Ganimede, nell’occhio della sonda Galileo.
Quando ai primi del Settecento Simon Marius scelse il nome di Ganimede per il maggiore dei satelliti in orbita attorno al pianeta Giove certo intendeva sancire un legame fra due corpi celesti attingendo dal Mito, dove il giovane di grande bellezza viene rapito da Zeus per servire come coppiere alla mensa degli dei. Difficile immaginare, allora, che come un vero adolescente il satellite gioviano fosse percorso da scosse e terremoti per nulla differenti da quelli che geofisici e vulcanologi registrano oggi, sulla Terra.
I processi che hanno modellato monti, creste e avvallamenti sulla superficie della luna ghiacciata di Giove Ganimede sarebbero simili ai movimenti tettonici che possiamo registrare sul nostro pianeta. È quanto sostiene il team di ricerca guidato dal Southwest Research Institute (SwRI), che è arrivato a questa conclusione verificando l’azione della tettonica a placche su una serie di modelli fisici in argilla. Lo studio è stato pubblicato su Geophysical Research Letters.
I modelli geodinamici, fondamentali in laboratorio, aiutano a riprodurre complesse strutture geologiche e a simularne le sequenze evolutive, in modo che si possa studiarne il comportamento. Il team di ricercatori del SwRI – che comprende anche scienziati del Wheaton College, del NuStar Energy LP e del Jet Propulsion Laboratory NASA – ha potuto così riprodurre in modello le complesse caratteristiche che si possono dedurre dalle immagini disponibili dell’orografia di Ganimede.
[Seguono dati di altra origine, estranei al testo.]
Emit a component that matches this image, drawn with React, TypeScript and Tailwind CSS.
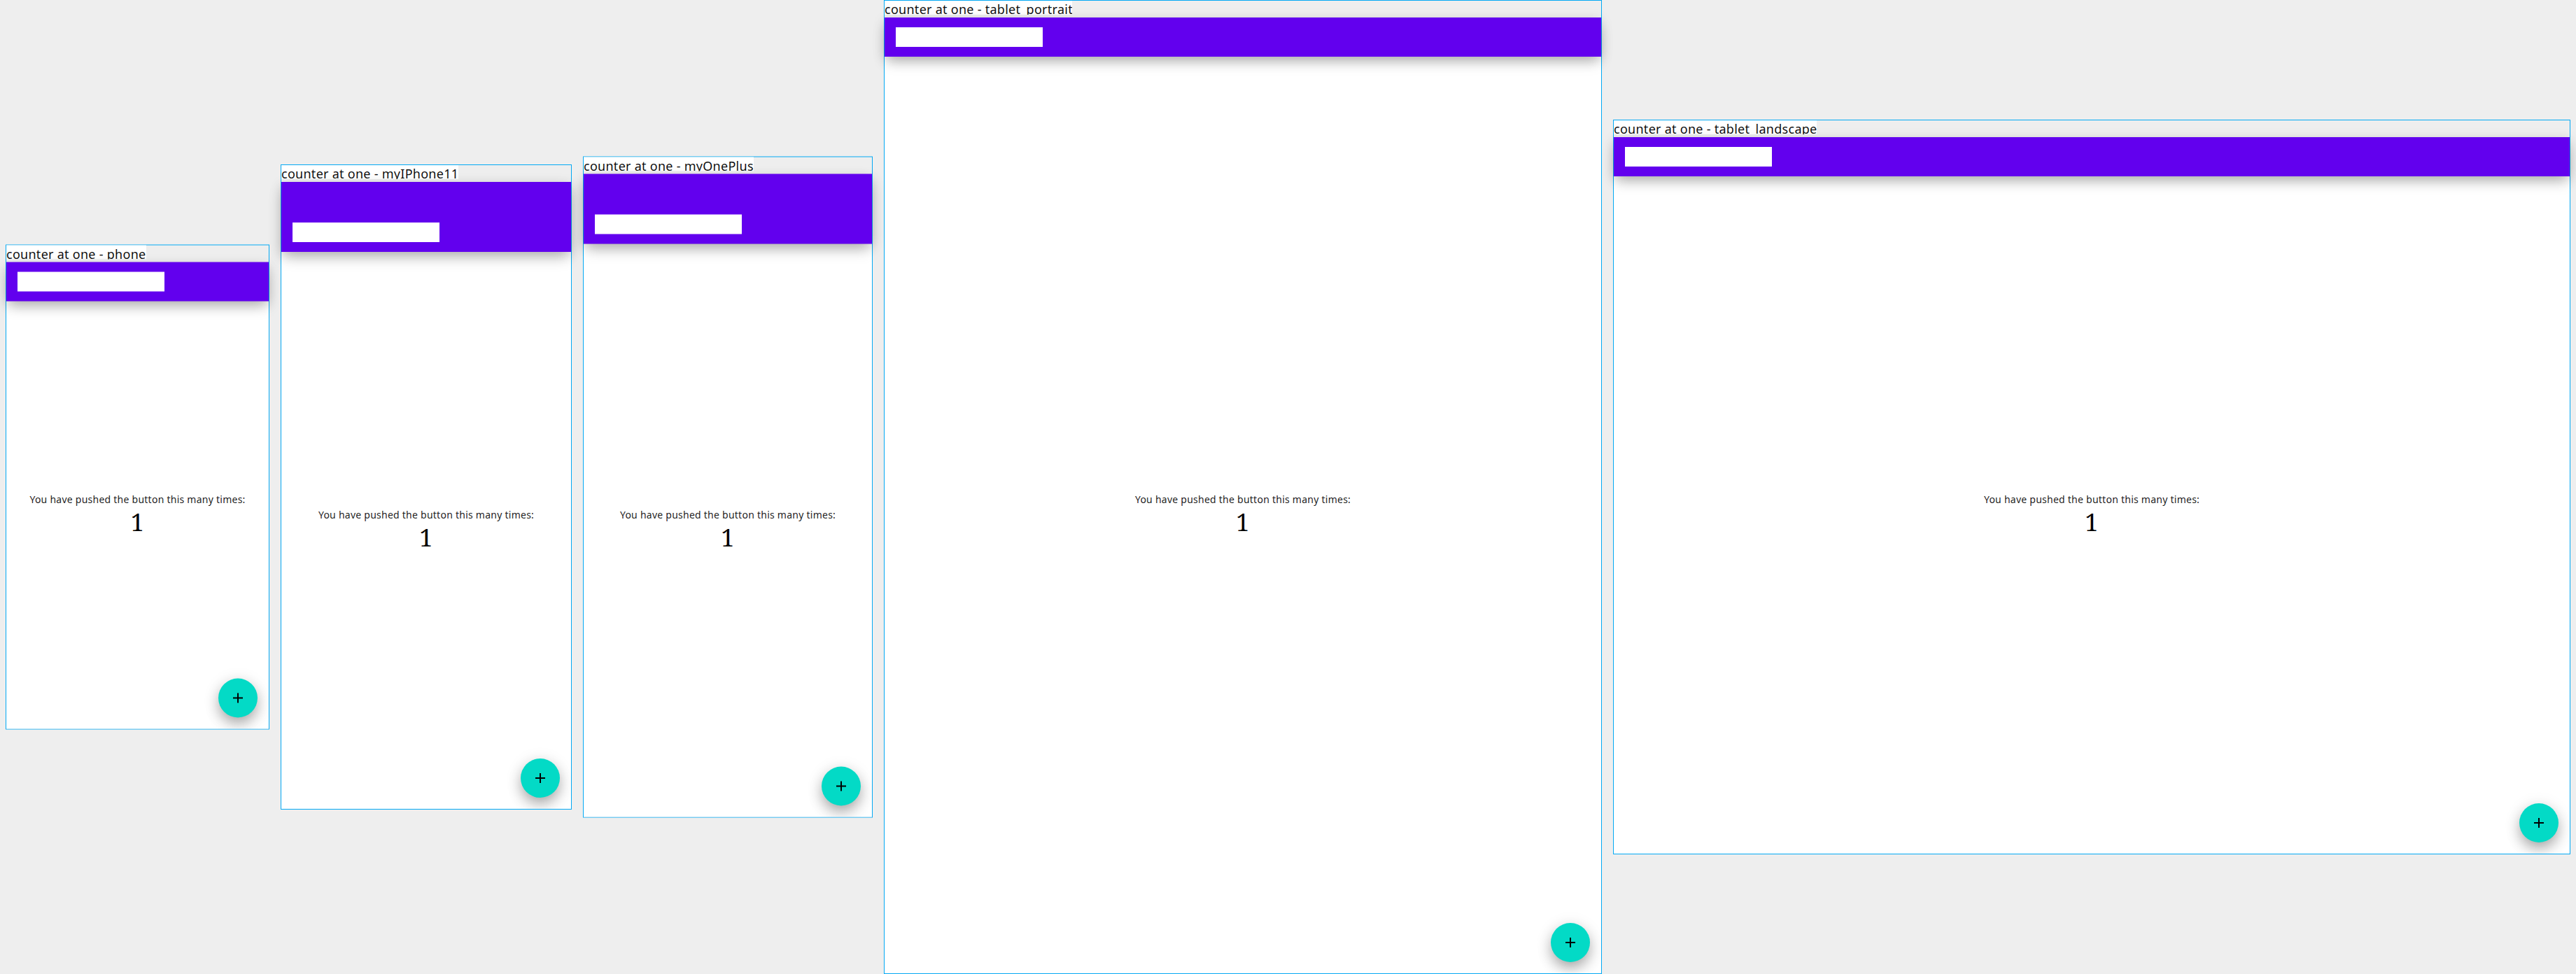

I plastici, che ricordano vagamente una “torta di creta bagnata”, come ammettono gli stessi ricercatori, mostrano la risposta alle sollecitazioni da cracking cui potrebbe essere stata (e venire tutt’ora) sottoposta la litosfera della luna ghiacciata.
L’esperienza di laboratorio suggerisce che il solido guscio esterno di Ganimede, con il suo assetto orografico di creste e avvallamenti, sia il risultato di un lento ‘stiramento’ (stretching) della superficie. “I modelli presentano una forte somiglianza con quanto osserviamo su Ganimede”, spiega Danielle Wyrick, co-autrice dello studio e ricercatrice del SwRI Space Science and Engineering Division. “La crosta si rompe in blocchi, ed è questo il meccanismo principale che spiega l’attuale configurazione superficiale della luna di Giove”.
I ricercatori del SwRI hanno utilizzato modelli analogici già in passato per esaminare il processo di formazione delle catene montuose marziane, e come il magma nel sottosuolo marziano deformi la superficie del Pianeta Rosso.
“Il modello analogico ci permette di simulare la formazione di complesse strutture geologiche tridimensionali su Ganimede, senza bisogno di andare su Ganimede”, sintetizza David Ferrill, direttore dell’ Earth, Material and Planetary Sciences Department della SwRI Geosciences and Engineering Division e fra gli autori del paper. Riprodurre nel dettaglio un processo geologico, come la fagliazione, significa poter verificare ipotesi di evoluzione del paesaggio su questo e altri corpi planetari. La storia del Sistema Solare si nasconde forse in un piccolo blocco di argilla?